Copy all of the material exactly. Pictures are not to appear in the copy.

+++++

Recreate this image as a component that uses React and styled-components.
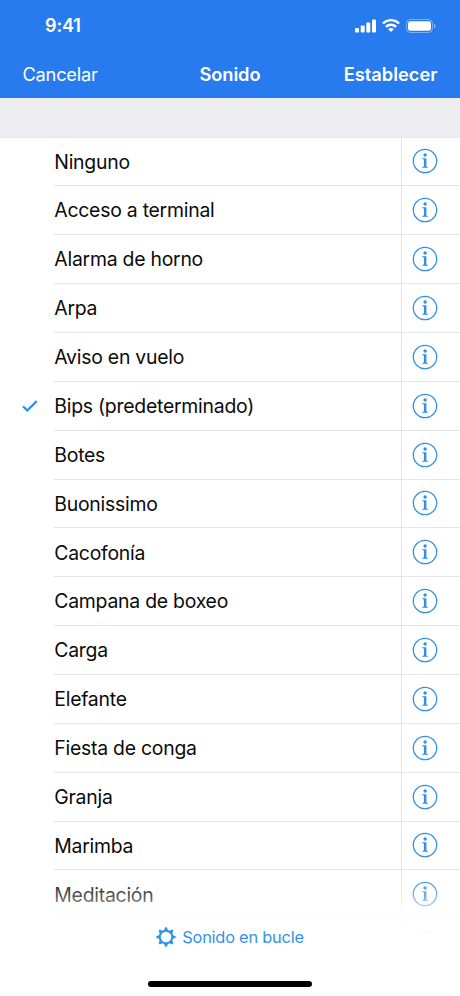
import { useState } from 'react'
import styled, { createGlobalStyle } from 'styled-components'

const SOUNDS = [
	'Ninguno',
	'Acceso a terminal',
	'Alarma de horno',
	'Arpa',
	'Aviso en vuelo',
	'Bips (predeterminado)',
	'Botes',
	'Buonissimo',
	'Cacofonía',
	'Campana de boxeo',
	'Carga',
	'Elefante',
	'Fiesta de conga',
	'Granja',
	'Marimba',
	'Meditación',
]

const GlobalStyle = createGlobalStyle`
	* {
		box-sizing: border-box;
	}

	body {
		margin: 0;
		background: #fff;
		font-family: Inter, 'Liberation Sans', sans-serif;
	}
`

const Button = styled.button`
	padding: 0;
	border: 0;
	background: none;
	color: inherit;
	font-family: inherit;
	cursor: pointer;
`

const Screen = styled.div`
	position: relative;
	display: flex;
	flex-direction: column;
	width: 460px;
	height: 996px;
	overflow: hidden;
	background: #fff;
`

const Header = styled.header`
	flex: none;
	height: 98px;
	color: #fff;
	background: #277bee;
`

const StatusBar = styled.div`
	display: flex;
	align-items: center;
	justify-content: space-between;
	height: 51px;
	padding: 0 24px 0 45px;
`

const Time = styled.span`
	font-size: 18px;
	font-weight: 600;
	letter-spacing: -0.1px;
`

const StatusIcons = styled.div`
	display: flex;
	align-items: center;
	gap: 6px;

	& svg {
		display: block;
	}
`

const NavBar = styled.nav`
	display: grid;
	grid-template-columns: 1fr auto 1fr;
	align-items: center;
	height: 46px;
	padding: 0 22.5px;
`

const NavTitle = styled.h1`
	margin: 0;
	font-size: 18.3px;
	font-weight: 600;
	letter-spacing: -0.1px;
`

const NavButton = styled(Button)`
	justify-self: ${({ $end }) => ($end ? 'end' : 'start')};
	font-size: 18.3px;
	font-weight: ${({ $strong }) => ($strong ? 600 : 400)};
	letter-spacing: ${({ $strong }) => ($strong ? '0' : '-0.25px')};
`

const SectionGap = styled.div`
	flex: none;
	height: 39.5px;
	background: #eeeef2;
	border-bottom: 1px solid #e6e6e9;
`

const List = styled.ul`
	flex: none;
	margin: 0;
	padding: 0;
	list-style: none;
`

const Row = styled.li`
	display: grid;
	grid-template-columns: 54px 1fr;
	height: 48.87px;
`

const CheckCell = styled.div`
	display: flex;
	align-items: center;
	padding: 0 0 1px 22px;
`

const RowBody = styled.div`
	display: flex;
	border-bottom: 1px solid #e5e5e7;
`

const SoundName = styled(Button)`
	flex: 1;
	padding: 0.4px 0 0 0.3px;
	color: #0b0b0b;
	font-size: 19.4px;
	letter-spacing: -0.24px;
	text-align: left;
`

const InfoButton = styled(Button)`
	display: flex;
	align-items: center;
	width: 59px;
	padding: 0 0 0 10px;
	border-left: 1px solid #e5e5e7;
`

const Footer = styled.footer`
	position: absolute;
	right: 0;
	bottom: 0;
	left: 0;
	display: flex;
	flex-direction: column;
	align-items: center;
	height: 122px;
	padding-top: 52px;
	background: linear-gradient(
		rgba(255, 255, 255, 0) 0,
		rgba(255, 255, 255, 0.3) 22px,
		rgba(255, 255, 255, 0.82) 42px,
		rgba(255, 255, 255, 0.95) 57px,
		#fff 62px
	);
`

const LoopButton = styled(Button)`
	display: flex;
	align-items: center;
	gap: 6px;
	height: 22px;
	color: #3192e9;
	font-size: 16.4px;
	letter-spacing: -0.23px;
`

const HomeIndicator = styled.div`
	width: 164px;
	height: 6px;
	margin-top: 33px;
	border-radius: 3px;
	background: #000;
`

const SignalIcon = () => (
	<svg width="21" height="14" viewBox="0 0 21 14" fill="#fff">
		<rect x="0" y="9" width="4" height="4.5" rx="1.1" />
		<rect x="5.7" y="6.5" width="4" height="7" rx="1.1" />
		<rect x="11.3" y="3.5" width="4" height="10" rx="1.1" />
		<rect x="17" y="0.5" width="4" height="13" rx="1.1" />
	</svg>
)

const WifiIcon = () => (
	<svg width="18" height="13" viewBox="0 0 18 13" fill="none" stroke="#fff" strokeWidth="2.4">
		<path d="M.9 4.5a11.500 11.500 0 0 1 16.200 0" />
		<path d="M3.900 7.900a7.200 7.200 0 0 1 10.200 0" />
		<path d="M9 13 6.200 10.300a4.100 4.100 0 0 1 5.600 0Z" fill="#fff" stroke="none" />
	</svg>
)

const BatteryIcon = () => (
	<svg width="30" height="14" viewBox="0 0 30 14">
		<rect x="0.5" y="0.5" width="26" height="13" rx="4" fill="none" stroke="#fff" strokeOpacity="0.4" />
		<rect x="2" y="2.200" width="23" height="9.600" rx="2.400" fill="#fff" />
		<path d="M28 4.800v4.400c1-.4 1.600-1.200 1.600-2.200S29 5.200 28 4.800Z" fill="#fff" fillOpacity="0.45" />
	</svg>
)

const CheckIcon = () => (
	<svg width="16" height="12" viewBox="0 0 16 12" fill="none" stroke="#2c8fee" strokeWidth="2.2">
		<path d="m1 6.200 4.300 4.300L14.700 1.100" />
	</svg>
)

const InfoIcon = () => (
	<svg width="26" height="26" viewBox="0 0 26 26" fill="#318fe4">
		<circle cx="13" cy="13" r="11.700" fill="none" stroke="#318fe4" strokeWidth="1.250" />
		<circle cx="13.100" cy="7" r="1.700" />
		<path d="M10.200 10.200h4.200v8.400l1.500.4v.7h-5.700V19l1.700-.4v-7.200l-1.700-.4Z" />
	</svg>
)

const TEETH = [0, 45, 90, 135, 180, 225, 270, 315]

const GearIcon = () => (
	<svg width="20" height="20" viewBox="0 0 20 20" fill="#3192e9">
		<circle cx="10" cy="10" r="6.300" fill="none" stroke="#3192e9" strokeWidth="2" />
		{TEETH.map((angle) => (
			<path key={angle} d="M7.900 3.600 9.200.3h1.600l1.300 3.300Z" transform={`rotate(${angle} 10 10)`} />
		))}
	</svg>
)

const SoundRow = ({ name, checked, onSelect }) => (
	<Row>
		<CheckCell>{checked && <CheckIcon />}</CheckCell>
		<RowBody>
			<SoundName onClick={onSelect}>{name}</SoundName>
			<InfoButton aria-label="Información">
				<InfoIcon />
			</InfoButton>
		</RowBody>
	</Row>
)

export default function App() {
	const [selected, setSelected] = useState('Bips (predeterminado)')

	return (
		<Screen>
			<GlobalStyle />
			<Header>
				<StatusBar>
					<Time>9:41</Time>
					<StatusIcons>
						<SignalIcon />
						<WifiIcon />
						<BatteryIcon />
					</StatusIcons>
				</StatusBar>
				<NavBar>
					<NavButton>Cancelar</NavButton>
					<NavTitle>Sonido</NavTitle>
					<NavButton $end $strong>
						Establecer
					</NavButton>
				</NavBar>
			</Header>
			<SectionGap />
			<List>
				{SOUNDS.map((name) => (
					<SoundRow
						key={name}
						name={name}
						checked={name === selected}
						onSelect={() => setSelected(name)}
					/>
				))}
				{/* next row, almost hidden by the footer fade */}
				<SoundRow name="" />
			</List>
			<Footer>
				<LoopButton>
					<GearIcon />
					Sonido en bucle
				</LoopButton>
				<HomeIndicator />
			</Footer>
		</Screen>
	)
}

+++++

__Solution to this problem__
Recreate this image as a component that uses React and styled-components.
import { useState } from 'react'
import styled, { createGlobalStyle } from 'styled-components'

const SOUNDS = [
	'Ninguno',
	'Acceso a terminal',
	'Alarma de horno',
	'Arpa',
	'Aviso en vuelo',
	'Bips (predeterminado)',
	'Botes',
	'Buonissimo',
	'Cacofonía',
	'Campana de boxeo',
	'Carga',
	'Elefante',
	'Fiesta de conga',
	'Granja',
	'Marimba',
	'Meditación',
]

const GlobalStyle = createGlobalStyle`
	* {
		box-sizing: border-box;
	}

	body {
		margin: 0;
		background: #fff;
		font-family: Inter, 'Liberation Sans', sans-serif;
	}
`

const Button = styled.button`
	padding: 0;
	border: 0;
	background: none;
	color: inherit;
	font-family: inherit;
	cursor: pointer;
`

const Screen = styled.div`
	position: relative;
	display: flex;
	flex-direction: column;
	width: 460px;
	height: 996px;
	overflow: hidden;
	background: #fff;
`

const Header = styled.header`
	flex: none;
	height: 98px;
	color: #fff;
	background: #277bee;
`

const StatusBar = styled.div`
	display: flex;
	align-items: center;
	justify-content: space-between;
	height: 51px;
	padding: 0 24px 0 45px;
`

const Time = styled.span`
	font-size: 18px;
	font-weight: 600;
	letter-spacing: -0.1px;
`

const StatusIcons = styled.div`
	display: flex;
	align-items: center;
	gap: 6px;

	& svg {
		display: block;
	}
`

const NavBar = styled.nav`
	display: grid;
	grid-template-columns: 1fr auto 1fr;
	align-items: center;
	height: 46px;
	padding: 0 22.5px;
`

const NavTitle = styled.h1`
	margin: 0;
	font-size: 18.3px;
	font-weight: 600;
	letter-spacing: -0.1px;
`

const NavButton = styled(Button)`
	justify-self: ${({ $end }) => ($end ? 'end' : 'start')};
	font-size: 18.3px;
	font-weight: ${({ $strong }) => ($strong ? 600 : 400)};
	letter-spacing: ${({ $strong }) => ($strong ? '0' : '-0.25px')};
`

const SectionGap = styled.div`
	flex: none;
	height: 39.5px;
	background: #eeeef2;
	border-bottom: 1px solid #e6e6e9;
`

const List = styled.ul`
	flex: none;
	margin: 0;
	padding: 0;
	list-style: none;
`

const Row = styled.li`
	display: grid;
	grid-template-columns: 54px 1fr;
	height: 48.87px;
`

const CheckCell = styled.div`
	display: flex;
	align-items: center;
	padding: 0 0 1px 22px;
`

const RowBody = styled.div`
	display: flex;
	border-bottom: 1px solid #e5e5e7;
`

const SoundName = styled(Button)`
	flex: 1;
	padding: 0.4px 0 0 0.3px;
	color: #0b0b0b;
	font-size: 19.4px;
	letter-spacing: -0.24px;
	text-align: left;
`

const InfoButton = styled(Button)`
	display: flex;
	align-items: center;
	width: 59px;
	padding: 0 0 0 10px;
	border-left: 1px solid #e5e5e7;
`

const Footer = styled.footer`
	position: absolute;
	right: 0;
	bottom: 0;
	left: 0;
	display: flex;
	flex-direction: column;
	align-items: center;
	height: 122px;
	padding-top: 52px;
	background: linear-gradient(
		rgba(255, 255, 255, 0) 0,
		rgba(255, 255, 255, 0.3) 22px,
		rgba(255, 255, 255, 0.82) 42px,
		rgba(255, 255, 255, 0.95) 57px,
		#fff 62px
	);
`

const LoopButton = styled(Button)`
	display: flex;
	align-items: center;
	gap: 6px;
	height: 22px;
	color: #3192e9;
	font-size: 16.4px;
	letter-spacing: -0.23px;
`

const HomeIndicator = styled.div`
	width: 164px;
	height: 6px;
	margin-top: 33px;
	border-radius: 3px;
	background: #000;
`

const SignalIcon = () => (
	<svg width="21" height="14" viewBox="0 0 21 14" fill="#fff">
		<rect x="0" y="9" width="4" height="4.5" rx="1.1" />
		<rect x="5.7" y="6.5" width="4" height="7" rx="1.1" />
		<rect x="11.3" y="3.5" width="4" height="10" rx="1.1" />
		<rect x="17" y="0.5" width="4" height="13" rx="1.1" />
	</svg>
)

const WifiIcon = () => (
	<svg width="18" height="13" viewBox="0 0 18 13" fill="none" stroke="#fff" strokeWidth="2.4">
		<path d="M.9 4.5a11.500 11.500 0 0 1 16.200 0" />
		<path d="M3.900 7.900a7.200 7.200 0 0 1 10.200 0" />
		<path d="M9 13 6.200 10.300a4.100 4.100 0 0 1 5.600 0Z" fill="#fff" stroke="none" />
	</svg>
)

const BatteryIcon = () => (
	<svg width="30" height="14" viewBox="0 0 30 14">
		<rect x="0.5" y="0.5" width="26" height="13" rx="4" fill="none" stroke="#fff" strokeOpacity="0.4" />
		<rect x="2" y="2.200" width="23" height="9.600" rx="2.400" fill="#fff" />
		<path d="M28 4.800v4.400c1-.4 1.600-1.200 1.600-2.200S29 5.200 28 4.800Z" fill="#fff" fillOpacity="0.45" />
	</svg>
)

const CheckIcon = () => (
	<svg width="16" height="12" viewBox="0 0 16 12" fill="none" stroke="#2c8fee" strokeWidth="2.2">
		<path d="m1 6.200 4.300 4.300L14.700 1.100" />
	</svg>
)

const InfoIcon = () => (
	<svg width="26" height="26" viewBox="0 0 26 26" fill="#318fe4">
		<circle cx="13" cy="13" r="11.700" fill="none" stroke="#318fe4" strokeWidth="1.250" />
		<circle cx="13.100" cy="7" r="1.700" />
		<path d="M10.200 10.200h4.200v8.400l1.500.4v.7h-5.700V19l1.700-.4v-7.200l-1.700-.4Z" />
	</svg>
)

const TEETH = [0, 45, 90, 135, 180, 225, 270, 315]

const GearIcon = () => (
	<svg width="20" height="20" viewBox="0 0 20 20" fill="#3192e9">
		<circle cx="10" cy="10" r="6.300" fill="none" stroke="#3192e9" strokeWidth="2" />
		{TEETH.map((angle) => (
			<path key={angle} d="M7.900 3.600 9.200.3h1.600l1.300 3.300Z" transform={`rotate(${angle} 10 10)`} />
		))}
	</svg>
)

const SoundRow = ({ name, checked, onSelect }) => (
	<Row>
		<CheckCell>{checked && <CheckIcon />}</CheckCell>
		<RowBody>
			<SoundName onClick={onSelect}>{name}</SoundName>
			<InfoButton aria-label="Información">
				<InfoIcon />
			</InfoButton>
		</RowBody>
	</Row>
)

export default function App() {
	const [selected, setSelected] = useState('Bips (predeterminado)')

	return (
		<Screen>
			<GlobalStyle />
			<Header>
				<StatusBar>
					<Time>9:41</Time>
					<StatusIcons>
						<SignalIcon />
						<WifiIcon />
						<BatteryIcon />
					</StatusIcons>
				</StatusBar>
				<NavBar>
					<NavButton>Cancelar</NavButton>
					<NavTitle>Sonido</NavTitle>
					<NavButton $end $strong>
						Establecer
					</NavButton>
				</NavBar>
			</Header>
			<SectionGap />
			<List>
				{SOUNDS.map((name) => (
					<SoundRow
						key={name}
						name={name}
						checked={name === selected}
						onSelect={() => setSelected(name)}
					/>
				))}
				{/* next row, almost hidden by the footer fade */}
				<SoundRow name="" />
			</List>
			<Footer>
				<LoopButton>
					<GearIcon />
					Sonido en bucle
				</LoopButton>
				<HomeIndicator />
			</Footer>
		</Screen>
	)
}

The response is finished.